WHAT TO PRODUCE: Filter the entries that follow, copying every line in which the word "React" appears.

Records with interface code:

* Start *

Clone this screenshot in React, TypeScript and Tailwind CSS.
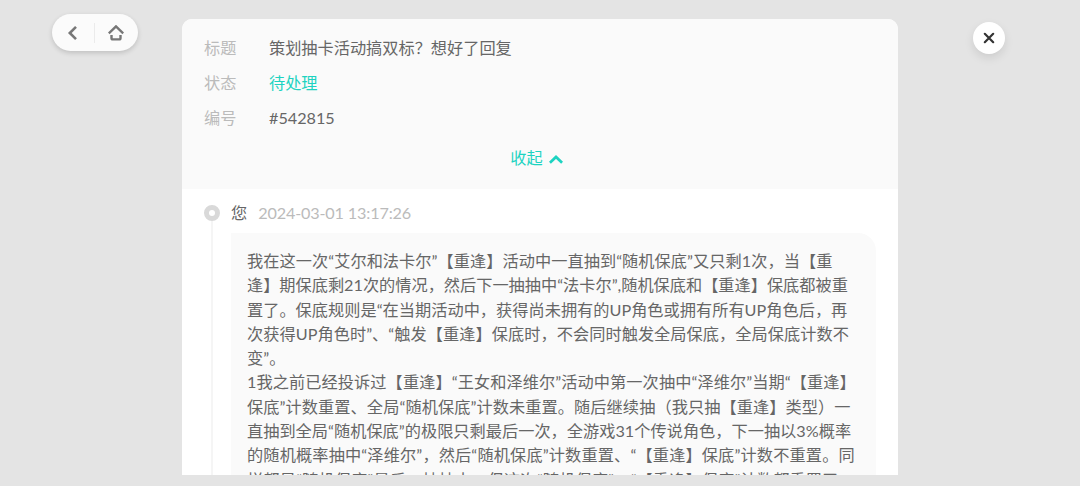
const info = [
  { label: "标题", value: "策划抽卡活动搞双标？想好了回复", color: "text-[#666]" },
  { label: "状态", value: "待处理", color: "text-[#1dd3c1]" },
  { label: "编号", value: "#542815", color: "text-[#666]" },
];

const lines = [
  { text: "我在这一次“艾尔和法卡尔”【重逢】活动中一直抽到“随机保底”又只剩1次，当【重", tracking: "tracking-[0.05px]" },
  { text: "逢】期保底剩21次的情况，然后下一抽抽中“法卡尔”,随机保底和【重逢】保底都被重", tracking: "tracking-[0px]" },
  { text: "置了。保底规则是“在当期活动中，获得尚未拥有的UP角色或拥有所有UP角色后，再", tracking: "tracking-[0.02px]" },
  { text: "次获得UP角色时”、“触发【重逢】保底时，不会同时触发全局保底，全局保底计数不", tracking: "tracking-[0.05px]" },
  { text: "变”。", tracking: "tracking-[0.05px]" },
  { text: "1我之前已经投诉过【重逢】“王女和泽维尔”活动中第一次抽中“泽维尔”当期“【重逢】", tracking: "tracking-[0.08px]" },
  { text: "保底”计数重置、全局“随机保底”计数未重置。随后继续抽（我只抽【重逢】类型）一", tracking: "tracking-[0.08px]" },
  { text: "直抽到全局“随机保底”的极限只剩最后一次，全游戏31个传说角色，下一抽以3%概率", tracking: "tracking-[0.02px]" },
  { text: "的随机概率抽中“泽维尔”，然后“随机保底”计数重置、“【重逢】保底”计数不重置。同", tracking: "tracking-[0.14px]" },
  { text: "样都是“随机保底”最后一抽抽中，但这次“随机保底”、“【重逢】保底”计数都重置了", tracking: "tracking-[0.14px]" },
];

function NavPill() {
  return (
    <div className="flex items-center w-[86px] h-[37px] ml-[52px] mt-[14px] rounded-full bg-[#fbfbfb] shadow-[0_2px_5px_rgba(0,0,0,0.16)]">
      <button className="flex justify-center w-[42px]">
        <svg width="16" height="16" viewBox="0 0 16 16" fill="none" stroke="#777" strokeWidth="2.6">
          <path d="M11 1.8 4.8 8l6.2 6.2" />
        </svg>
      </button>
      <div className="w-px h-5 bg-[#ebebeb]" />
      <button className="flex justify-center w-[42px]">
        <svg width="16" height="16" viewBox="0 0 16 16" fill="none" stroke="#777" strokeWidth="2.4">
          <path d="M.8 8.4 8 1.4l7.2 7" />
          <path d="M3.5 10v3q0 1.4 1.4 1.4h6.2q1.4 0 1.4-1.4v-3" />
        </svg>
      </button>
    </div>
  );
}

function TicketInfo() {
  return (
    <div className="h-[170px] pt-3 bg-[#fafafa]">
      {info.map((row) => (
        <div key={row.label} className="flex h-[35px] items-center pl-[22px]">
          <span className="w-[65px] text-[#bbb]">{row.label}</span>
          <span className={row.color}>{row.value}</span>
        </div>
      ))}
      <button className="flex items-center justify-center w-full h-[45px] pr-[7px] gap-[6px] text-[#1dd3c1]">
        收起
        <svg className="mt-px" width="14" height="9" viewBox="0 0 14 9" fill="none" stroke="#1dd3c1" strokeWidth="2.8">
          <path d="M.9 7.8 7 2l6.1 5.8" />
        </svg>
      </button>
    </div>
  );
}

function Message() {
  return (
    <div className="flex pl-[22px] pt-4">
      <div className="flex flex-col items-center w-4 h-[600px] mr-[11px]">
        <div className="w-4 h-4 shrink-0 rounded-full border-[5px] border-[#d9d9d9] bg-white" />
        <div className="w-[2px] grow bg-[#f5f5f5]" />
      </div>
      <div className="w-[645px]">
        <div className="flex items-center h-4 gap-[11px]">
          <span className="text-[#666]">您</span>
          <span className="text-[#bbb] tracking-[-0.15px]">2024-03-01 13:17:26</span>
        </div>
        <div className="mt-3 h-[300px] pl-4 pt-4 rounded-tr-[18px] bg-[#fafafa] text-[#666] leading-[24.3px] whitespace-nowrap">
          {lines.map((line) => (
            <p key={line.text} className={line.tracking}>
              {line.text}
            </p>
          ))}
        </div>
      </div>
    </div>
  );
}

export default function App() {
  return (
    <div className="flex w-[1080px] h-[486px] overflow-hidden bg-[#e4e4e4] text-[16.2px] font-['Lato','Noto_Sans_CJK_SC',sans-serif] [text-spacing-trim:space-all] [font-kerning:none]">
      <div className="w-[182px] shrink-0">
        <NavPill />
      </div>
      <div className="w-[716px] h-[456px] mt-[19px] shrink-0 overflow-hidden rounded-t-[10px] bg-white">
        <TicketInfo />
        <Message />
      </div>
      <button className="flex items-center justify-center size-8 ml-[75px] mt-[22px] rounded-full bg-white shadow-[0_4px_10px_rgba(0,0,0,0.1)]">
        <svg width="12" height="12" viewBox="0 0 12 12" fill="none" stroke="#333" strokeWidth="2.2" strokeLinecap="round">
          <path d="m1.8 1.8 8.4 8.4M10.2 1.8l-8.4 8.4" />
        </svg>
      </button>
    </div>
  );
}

* End *
* Start *

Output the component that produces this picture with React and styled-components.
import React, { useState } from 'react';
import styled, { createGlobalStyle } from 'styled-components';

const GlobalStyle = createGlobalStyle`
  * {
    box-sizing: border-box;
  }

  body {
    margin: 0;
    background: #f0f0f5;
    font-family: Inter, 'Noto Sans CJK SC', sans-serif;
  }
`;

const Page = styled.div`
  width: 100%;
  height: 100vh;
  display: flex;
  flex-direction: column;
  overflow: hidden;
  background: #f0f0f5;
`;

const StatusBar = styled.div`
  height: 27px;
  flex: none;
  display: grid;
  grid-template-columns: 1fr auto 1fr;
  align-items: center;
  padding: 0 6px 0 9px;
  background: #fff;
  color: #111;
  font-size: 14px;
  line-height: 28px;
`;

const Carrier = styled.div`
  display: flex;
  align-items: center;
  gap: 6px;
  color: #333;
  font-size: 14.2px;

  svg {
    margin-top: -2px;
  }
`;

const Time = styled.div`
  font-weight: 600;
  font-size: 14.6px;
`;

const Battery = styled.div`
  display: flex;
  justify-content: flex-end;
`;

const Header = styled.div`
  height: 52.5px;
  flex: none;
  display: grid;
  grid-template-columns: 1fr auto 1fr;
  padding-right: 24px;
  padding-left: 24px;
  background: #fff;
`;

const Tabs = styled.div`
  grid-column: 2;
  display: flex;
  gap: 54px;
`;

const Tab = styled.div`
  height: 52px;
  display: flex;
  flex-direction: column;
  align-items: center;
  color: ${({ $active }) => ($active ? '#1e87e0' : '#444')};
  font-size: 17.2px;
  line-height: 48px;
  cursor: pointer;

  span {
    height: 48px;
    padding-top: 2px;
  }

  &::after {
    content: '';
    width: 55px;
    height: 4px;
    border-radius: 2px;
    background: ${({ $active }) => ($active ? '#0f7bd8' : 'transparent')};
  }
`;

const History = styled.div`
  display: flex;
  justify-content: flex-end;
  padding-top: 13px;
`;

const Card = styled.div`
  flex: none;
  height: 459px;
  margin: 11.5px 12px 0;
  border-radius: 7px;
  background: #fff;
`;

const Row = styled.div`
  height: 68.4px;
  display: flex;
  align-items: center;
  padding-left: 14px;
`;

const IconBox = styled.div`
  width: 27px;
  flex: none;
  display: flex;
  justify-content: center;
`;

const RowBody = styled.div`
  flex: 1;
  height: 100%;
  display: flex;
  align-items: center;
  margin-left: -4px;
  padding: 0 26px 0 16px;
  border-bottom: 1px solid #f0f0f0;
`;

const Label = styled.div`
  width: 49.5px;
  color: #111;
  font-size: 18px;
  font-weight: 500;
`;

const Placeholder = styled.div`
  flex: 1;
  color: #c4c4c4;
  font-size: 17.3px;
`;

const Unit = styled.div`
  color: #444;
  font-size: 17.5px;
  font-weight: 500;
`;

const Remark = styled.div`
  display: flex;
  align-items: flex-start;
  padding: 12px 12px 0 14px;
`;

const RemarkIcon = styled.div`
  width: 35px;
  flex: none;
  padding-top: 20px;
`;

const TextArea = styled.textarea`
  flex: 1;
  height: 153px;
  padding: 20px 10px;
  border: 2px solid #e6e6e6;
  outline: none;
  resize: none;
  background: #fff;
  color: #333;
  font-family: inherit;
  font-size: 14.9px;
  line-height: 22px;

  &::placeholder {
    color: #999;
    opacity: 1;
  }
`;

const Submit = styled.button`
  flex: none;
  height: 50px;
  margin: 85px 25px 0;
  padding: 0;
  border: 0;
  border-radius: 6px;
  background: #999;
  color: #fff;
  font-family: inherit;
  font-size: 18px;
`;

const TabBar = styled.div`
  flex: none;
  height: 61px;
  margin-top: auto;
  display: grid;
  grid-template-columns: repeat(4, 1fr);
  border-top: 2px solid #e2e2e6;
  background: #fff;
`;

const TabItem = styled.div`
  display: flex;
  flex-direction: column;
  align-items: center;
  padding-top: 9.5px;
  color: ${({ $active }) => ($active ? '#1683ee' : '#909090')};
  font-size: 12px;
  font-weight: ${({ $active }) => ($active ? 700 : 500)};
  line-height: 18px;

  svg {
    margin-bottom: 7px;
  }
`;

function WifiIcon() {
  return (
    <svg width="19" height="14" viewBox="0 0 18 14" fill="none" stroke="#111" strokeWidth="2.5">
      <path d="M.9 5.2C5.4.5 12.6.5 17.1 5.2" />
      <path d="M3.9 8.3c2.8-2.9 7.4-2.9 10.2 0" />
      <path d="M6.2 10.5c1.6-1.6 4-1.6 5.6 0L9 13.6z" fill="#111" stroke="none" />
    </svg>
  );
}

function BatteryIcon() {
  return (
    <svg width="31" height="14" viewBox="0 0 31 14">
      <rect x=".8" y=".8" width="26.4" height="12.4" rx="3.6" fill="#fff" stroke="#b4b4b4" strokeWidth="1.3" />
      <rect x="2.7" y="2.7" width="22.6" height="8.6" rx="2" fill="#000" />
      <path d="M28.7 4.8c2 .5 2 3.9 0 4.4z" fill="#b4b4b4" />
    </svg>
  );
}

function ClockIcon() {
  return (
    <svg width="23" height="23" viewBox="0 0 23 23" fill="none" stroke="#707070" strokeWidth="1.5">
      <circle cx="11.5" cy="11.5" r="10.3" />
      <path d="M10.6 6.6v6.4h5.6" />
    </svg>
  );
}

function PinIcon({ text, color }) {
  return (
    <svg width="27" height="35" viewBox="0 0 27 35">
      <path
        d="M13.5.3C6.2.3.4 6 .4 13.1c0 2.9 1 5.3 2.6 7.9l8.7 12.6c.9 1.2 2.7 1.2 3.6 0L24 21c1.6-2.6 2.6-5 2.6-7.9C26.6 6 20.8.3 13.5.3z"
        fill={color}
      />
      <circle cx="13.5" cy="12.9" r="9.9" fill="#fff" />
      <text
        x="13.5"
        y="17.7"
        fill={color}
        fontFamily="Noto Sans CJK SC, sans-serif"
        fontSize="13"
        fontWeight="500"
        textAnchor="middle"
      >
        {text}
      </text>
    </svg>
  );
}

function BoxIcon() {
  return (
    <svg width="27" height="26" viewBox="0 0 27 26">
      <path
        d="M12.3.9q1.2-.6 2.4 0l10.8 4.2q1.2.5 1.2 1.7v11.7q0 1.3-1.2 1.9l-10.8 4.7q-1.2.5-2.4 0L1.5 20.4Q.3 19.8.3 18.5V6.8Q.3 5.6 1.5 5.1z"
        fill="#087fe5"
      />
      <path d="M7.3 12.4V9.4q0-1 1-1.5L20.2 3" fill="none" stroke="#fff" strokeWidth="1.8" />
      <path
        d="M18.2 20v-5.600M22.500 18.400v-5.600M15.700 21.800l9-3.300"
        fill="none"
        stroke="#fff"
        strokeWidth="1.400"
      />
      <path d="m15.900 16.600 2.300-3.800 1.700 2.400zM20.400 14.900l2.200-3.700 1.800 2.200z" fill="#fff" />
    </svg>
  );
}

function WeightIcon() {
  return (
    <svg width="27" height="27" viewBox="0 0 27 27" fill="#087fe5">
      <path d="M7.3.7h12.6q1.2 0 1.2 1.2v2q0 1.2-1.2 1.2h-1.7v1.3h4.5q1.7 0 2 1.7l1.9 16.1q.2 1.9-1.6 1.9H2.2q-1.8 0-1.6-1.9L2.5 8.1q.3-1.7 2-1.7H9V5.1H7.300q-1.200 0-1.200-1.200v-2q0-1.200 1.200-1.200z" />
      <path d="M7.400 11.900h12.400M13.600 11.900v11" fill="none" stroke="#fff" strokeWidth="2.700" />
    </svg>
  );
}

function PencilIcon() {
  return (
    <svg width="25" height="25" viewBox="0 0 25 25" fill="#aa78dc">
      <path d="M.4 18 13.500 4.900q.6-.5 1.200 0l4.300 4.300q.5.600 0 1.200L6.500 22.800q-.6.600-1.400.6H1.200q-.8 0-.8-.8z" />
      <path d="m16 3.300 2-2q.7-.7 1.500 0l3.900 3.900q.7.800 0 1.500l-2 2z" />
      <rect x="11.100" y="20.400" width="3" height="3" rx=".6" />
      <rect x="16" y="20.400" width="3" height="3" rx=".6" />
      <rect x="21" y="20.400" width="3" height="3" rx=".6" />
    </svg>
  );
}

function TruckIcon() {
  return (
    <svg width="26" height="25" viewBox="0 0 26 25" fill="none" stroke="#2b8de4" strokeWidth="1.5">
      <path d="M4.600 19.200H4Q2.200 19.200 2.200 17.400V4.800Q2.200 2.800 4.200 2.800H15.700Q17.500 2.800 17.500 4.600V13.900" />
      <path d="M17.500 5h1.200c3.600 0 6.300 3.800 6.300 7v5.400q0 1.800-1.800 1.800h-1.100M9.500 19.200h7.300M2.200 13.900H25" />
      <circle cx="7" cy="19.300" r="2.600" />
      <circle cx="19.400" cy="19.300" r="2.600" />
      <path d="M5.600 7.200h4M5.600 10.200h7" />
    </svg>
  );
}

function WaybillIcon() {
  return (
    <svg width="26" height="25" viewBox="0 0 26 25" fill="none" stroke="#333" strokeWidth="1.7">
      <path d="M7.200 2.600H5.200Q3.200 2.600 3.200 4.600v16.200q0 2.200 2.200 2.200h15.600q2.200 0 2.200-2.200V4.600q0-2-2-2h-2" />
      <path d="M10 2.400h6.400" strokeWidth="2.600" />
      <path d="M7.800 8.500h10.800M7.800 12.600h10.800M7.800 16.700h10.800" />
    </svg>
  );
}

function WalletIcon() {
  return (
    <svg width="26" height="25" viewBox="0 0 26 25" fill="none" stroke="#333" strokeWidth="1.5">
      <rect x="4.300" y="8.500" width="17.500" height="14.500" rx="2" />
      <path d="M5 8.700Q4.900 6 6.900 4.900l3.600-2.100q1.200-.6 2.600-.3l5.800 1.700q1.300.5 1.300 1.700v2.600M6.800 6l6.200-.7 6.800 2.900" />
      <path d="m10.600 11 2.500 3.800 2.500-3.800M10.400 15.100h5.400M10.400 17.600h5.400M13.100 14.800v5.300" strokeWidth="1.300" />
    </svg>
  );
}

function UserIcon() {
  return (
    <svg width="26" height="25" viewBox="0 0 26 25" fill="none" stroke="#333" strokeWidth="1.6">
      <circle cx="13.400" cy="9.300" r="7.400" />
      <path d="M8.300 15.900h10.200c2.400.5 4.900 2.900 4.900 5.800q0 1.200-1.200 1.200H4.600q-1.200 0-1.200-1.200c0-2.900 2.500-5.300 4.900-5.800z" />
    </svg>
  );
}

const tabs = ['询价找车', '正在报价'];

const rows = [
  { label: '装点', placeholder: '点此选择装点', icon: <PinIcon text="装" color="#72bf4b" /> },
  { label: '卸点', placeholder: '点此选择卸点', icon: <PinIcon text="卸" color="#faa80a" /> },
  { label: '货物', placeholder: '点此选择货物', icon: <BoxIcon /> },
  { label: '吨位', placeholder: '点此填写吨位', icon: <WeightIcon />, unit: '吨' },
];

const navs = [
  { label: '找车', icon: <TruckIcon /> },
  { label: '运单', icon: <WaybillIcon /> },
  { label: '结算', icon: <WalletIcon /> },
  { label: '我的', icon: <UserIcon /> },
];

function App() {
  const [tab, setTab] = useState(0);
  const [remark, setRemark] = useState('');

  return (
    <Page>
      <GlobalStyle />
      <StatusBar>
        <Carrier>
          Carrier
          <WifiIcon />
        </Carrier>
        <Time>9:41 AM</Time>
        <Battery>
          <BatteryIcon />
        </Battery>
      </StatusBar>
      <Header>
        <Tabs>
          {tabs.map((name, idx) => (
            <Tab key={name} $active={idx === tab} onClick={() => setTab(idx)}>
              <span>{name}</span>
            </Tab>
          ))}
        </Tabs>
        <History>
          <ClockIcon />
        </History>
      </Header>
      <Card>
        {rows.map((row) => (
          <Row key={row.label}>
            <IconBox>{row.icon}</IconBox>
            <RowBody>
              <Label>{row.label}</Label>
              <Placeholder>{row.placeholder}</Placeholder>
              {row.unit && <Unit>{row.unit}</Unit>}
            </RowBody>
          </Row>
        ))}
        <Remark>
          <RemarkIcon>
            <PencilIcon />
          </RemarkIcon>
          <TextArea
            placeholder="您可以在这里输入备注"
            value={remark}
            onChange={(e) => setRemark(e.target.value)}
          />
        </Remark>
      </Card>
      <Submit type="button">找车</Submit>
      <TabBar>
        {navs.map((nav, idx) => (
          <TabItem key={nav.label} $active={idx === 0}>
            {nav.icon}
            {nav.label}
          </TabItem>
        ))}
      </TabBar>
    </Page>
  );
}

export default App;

* End *

TASK ANSWER:
Clone this screenshot in React, TypeScript and Tailwind CSS.
Output the component that produces this picture with React and styled-components.
import React, { useState } from 'react';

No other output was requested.